Fallacy: But before implementing the pipeline elsewhere, I was working on some run issues that spotted some serious limitations of the solution, such as difficult debugging, deployment, complex monitoring, and costs that weren't that low as expected.

Reason: the components were too decoupled. Moreover, other data providers didn't share the same near real-time latency requirement. It turned out, they were ok with one hour latency.

Solution: use a more simpler batch pipeline that processes data on top of an object store used as the data lake backend.

Fallacy 4: X = Z

Context: I used to say that one tool (Amazon Kinesis DataStreams in that context) is the same as an Open Source alternative (Apache Kafka).

Fallacy: even though they look similar on surface, they don't behave the same way. The difference may be crucial if you have some specific project requirements.

Reason: there are many. Kinesis doesn't have the same semantic for bulk requests (Kafka is all-or-nothing, Kinesis can have partial failures). Kinesis sequence numbers are not Apache Kafka offsets as they are increasing over time, even when there is no data written. Finally, the synchronicity in Kinesis Producer Library, which was a recommended tool for writing to Kinesis from a JVM, uses a sleep(...) method to block. It can have a strong latency impact.

Solution: be more careful with superficial comparisons. Always adapt a tool to the end use case context by considering its pros and cons.

Fallacy 5: Late data killed the stream star

With reference to The Buggles - Video Killed The Radio Star (Official Music Video)
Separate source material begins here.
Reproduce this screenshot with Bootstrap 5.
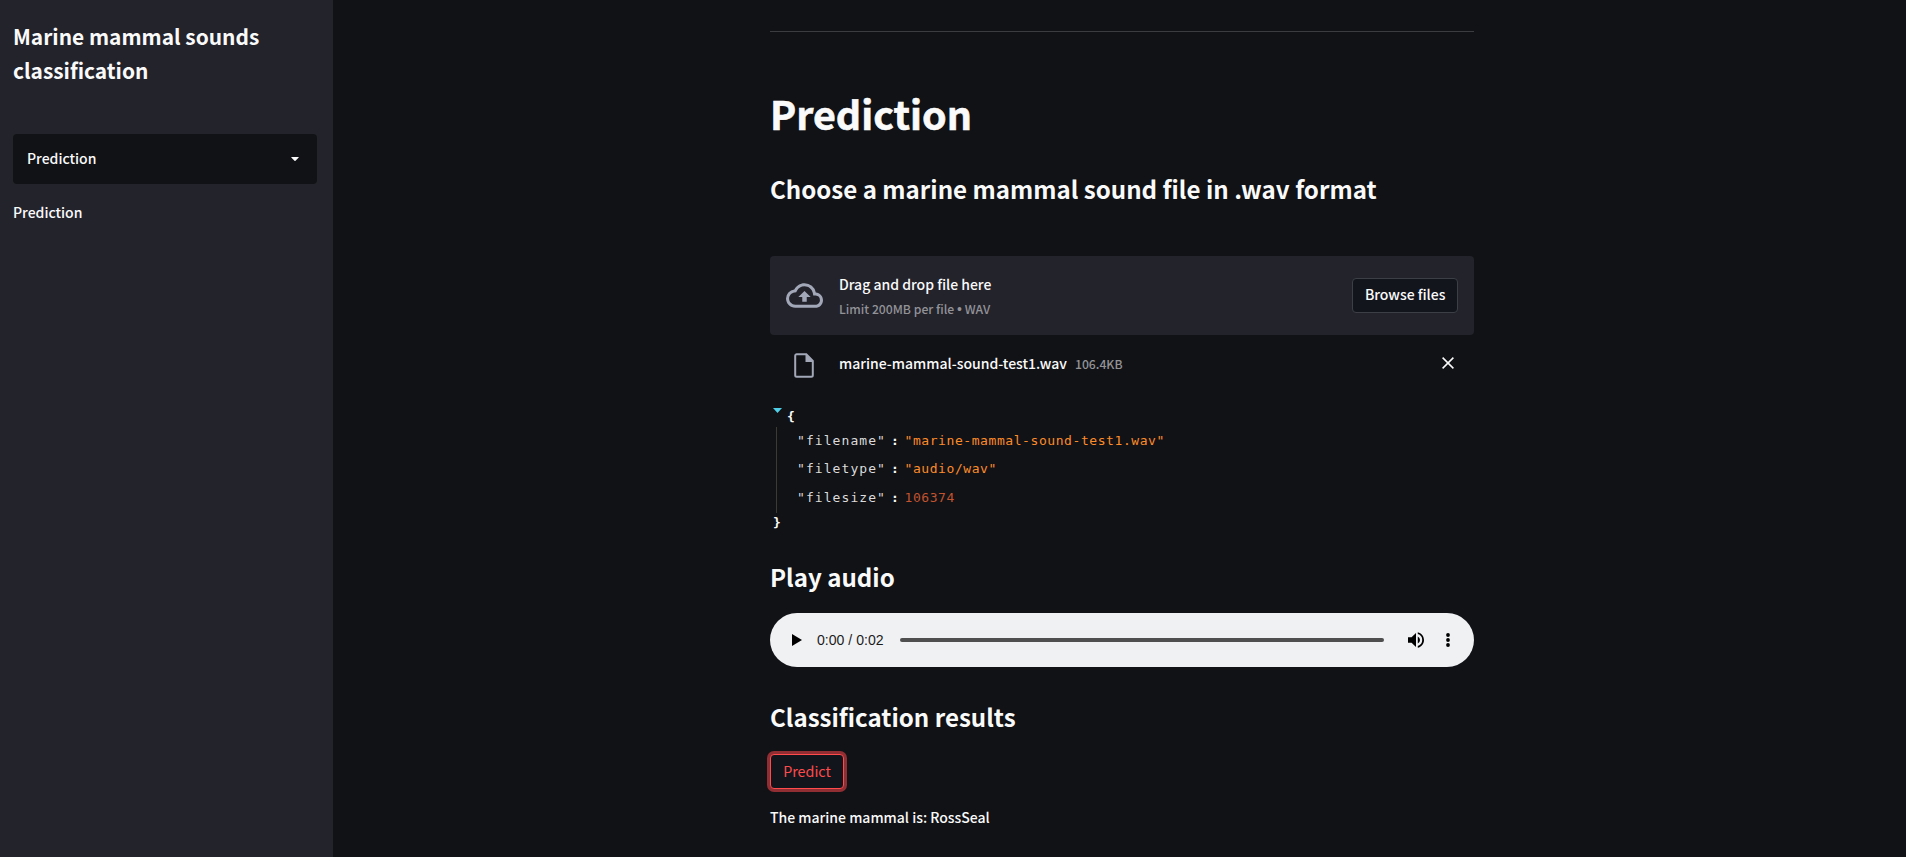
<!DOCTYPE html>
<html lang="en" data-bs-theme="dark">
<head>
<meta charset="utf-8">
<meta name="viewport" content="width=device-width, initial-scale=1">
<title>Marine mammal sounds classification</title>
<link href="https://cdn.jsdelivr.net/npm/bootstrap@5.3.0/dist/css/bootstrap.min.css" rel="stylesheet">
<style>
body{font-family:"Noto Sans CJK SC",sans-serif;font-size:14px;font-weight:500;line-height:26px;background:#111216;color:#fafafa}
.side-panel{width:333px;background:#23232c;padding:19px 16px 0 13px}
.side-title{font-size:20.9px;line-height:34px;font-weight:700;margin-bottom:47px}
.page-select{height:50px;background:#111216;border-radius:4px;padding:0 18px 0 14px;margin-bottom:15px}
.page-select span{margin-top:-3px}
.page-main{padding-left:5px}
.content-col{width:704px;padding-top:31px}
.rule{height:1px;background:#3b3c40;margin-bottom:55px}
h1{font-size:39.4px;line-height:52px;font-weight:700;margin:0 0 33px;color:#fafafa;-webkit-text-stroke:.6px #fafafa}
h2{font-size:24.1px;line-height:34px;font-weight:700;margin:0;color:#fafafa}
.dropzone{height:79px;background:#23232c;border-radius:4px;padding:0 16px;margin-top:50px}
.muted{color:#929297}
.hint{font-size:12.2px;line-height:24px}
.size-hint{padding-top:2px}
.dot{font-family:"Liberation Sans",sans-serif;font-size:14px;line-height:1}
.btn-app{--bs-btn-font-size:14px;--bs-btn-font-weight:500;--bs-btn-line-height:23px;--bs-btn-padding-x:11.6px;--bs-btn-padding-y:4px;--bs-btn-color:#fafafa;--bs-btn-bg:#13151d;--bs-btn-border-color:#3d3f46;--bs-btn-border-radius:4px;--bs-btn-hover-bg:#13151d;height:35px;padding-bottom:6px;padding-top:3px;white-space:nowrap}
.btn-hot{--bs-btn-color:#ff4b4b;--bs-btn-border-color:#ff4b4b;--bs-btn-font-weight:400;--bs-btn-font-size:14.3px;--bs-btn-hover-color:#ff4b4b;--bs-btn-hover-border-color:#ff4b4b;width:74px;margin:20px 0 15px;box-shadow:0 0 0 3px #912e33}
.file-row{height:55px;padding:0 16px;margin-bottom:17px}
.file-icon{margin-top:5px}
.file-name{margin-left:25px}
.json{font-family:"DejaVu Sans Mono",monospace;font-size:13px;font-weight:400;letter-spacing:.574px;line-height:20px}
.json-head{padding-left:3px;gap:5px}
.json-head svg{margin-top:1px}
.json-body{border-left:1px solid #3c3a35;margin-left:6px;padding-left:20px;height:86px}
.json-row{height:28.4px;line-height:27.6px}
.json-key{letter-spacing:1.07px;width:94px;color:#dbdbdb}
.json-sep{width:13.5px;font-weight:700}
.json-end{padding-left:3px}
.str{color:#fd8b2a}
.num{color:#c1532f}
.player{height:54px;border-radius:27px;background:#f0f1f3;color:#1c1c1c;padding:0 24px 0 22px;margin:19px 0 25px;font:14.1px "Liberation Sans",sans-serif}
.time{margin-left:15px}
.track{height:4px;border-radius:2px;background:#4f4f50;margin:0 24px 0 16px}
.dots{margin-left:22px}
.play-title{margin-top:27px}
</style>
</head>
<body class="vh-100 overflow-hidden">
<div class="d-flex h-100">
  <aside class="side-panel flex-shrink-0">
    <div class="side-title">Marine mammal sounds classification</div>
    <div class="page-select d-flex align-items-center justify-content-between">
      <span>Prediction</span>
      <svg width="8" height="4" viewBox="0 0 8 4" fill="#fafafa"><path d="M.6 0h6.8q.6 0 .3.5L4.5 3.7q-.5.4-1 0L.3.5Q0 0 .6 0z"/></svg>
    </div>
    <div>Prediction</div>
  </aside>
  <main class="page-main flex-grow-1 d-flex justify-content-center">
    <div class="content-col">
      <div class="rule"></div>
      <h1>Prediction</h1>
      <h2>Choose a marine mammal sound file in .wav format</h2>

      <div class="dropzone d-flex align-items-center">
        <svg class="flex-shrink-0" width="37" height="25" viewBox="0 4 24 16" fill="#a3a8b8"><path d="M19.35 10.04A7.49 7.49 0 0 0 12 4C9.11 4 6.6 5.64 5.35 8.04A5.994 5.994 0 0 0 0 14c0 3.31 2.69 6 6 6h13c2.76 0 5-2.24 5-5 0-2.64-2.05-4.78-4.65-4.96zM19 18H6c-2.21 0-4-1.79-4-4 0-2.05 1.53-3.76 3.56-3.97l1.07-.11.5-.95A5.469 5.469 0 0 1 12 6c2.62 0 4.88 1.86 5.39 4.43l.3 1.5 1.53.11A2.98 2.98 0 0 1 22 15c0 1.65-1.35 3-3 3zM8 13h2.55v3h2.9v-3H16l-4-4z"/></svg>
        <div class="flex-grow-1 ms-3">
          <div>Drag and drop file here</div>
          <div class="hint muted">Limit 200MB per file <span class="dot">•</span> WAV</div>
        </div>
        <button class="btn btn-app" type="button">Browse files</button>
      </div>

      <div class="file-row d-flex align-items-center">
        <svg class="file-icon ms-2 flex-shrink-0" width="20" height="25" viewBox="0 0 20 25"><path d="M2.5 1.2h9.8L18.8 8v14.3q0 1.5-1.5 1.5H2.7q-1.5 0-1.5-1.5V2.7q0-1.5 1.3-1.5z" fill="none" stroke="#a3a8b8" stroke-width="2"/><path d="M11.5 1v8H19z" fill="#a3a8b8"/></svg>
        <span class="file-name">marine-mammal-sound-test1.wav</span>
        <span class="hint size-hint muted ms-2">106.4KB</span>
        <svg class="ms-auto me-1" width="12" height="12" viewBox="0 0 12 12" stroke="#fafafa" stroke-width="1.5"><path d="M.6.6l10.8 10.8M11.4.6L.6 11.4"/></svg>
      </div>

      <div class="json">
        <div class="json-head d-flex align-items-start">
          <svg width="9" height="5" viewBox="0 0 9 5" fill="#4fd0e8"><path d="M0 0h9L4.5 5z"/></svg>
          <b>{</b>
        </div>
        <div class="json-body">
          <div class="json-row d-flex"><span class="json-key">"filename"</span><span class="json-sep">:</span><span class="str">"marine-mammal-sound-test1.wav"</span></div>
          <div class="json-row d-flex"><span class="json-key">"filetype"</span><span class="json-sep">:</span><span class="str">"audio/wav"</span></div>
          <div class="json-row d-flex"><span class="json-key">"filesize"</span><span class="json-sep">:</span><span class="num">106374</span></div>
        </div>
        <div class="json-end"><b>}</b></div>
      </div>

      <h2 class="play-title">Play audio</h2>
      <div class="player d-flex align-items-center">
        <svg width="10" height="12" viewBox="0 0 10 12"><path d="M0 0v12l10-6z"/></svg>
        <span class="time">0:00 / 0:02</span>
        <div class="track flex-grow-1"></div>
        <svg width="16" height="16" viewBox="3 3 18 18"><path d="M3 9v6h4l5 5V4L7 9H3zm13.5 3A4.5 4.5 0 0 0 14 7.97v8.05A4.49 4.49 0 0 0 16.5 12zM14 3.23v2.06a7.003 7.003 0 0 1 0 13.42v2.06c4.01-.91 7-4.49 7-8.77s-2.99-7.86-7-8.77z"/></svg>
        <svg class="dots" width="4" height="14" viewBox="0 0 4 14"><circle cx="2" cy="2" r="1.9"/><circle cx="2" cy="7" r="1.9"/><circle cx="2" cy="12" r="1.9"/></svg>
      </div>

      <h2 class="pt-2">Classification results</h2>
      <button class="btn btn-app btn-hot d-block" type="button">Predict</button>
      <div>The marine mammal is: RossSeal</div>
    </div>
  </main>
</div>
<script src="https://cdn.jsdelivr.net/npm/bootstrap@5.3.0/dist/js/bootstrap.bundle.min.js"></script>
</body>
</html>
Context: an Apache Spark Structured Streaming job doing just fine. Unfortunately, one day data producers had some connectivity issues and some of them sent their events several hours late, at once.

Fallacy: as the job was IO-bounded, all that data coming from the same provider, led to throttled, hence slower, writes. As a result, all the providers were impacted by this latency, and so despite a control configuration on the max number of incoming records.

Reason: Apache Spark Structured Streaming processes data in blocking micro-batches. As a result, new data cannot be processed as long as the previous micro-batch doesn't complete. Due to the increased latency on several providers, their slow tasks delayed the whole pipeline.

Solution: define the threshold for the volume of events that can be processed and store all extra ones in a dedicated storage space (aka backpressure).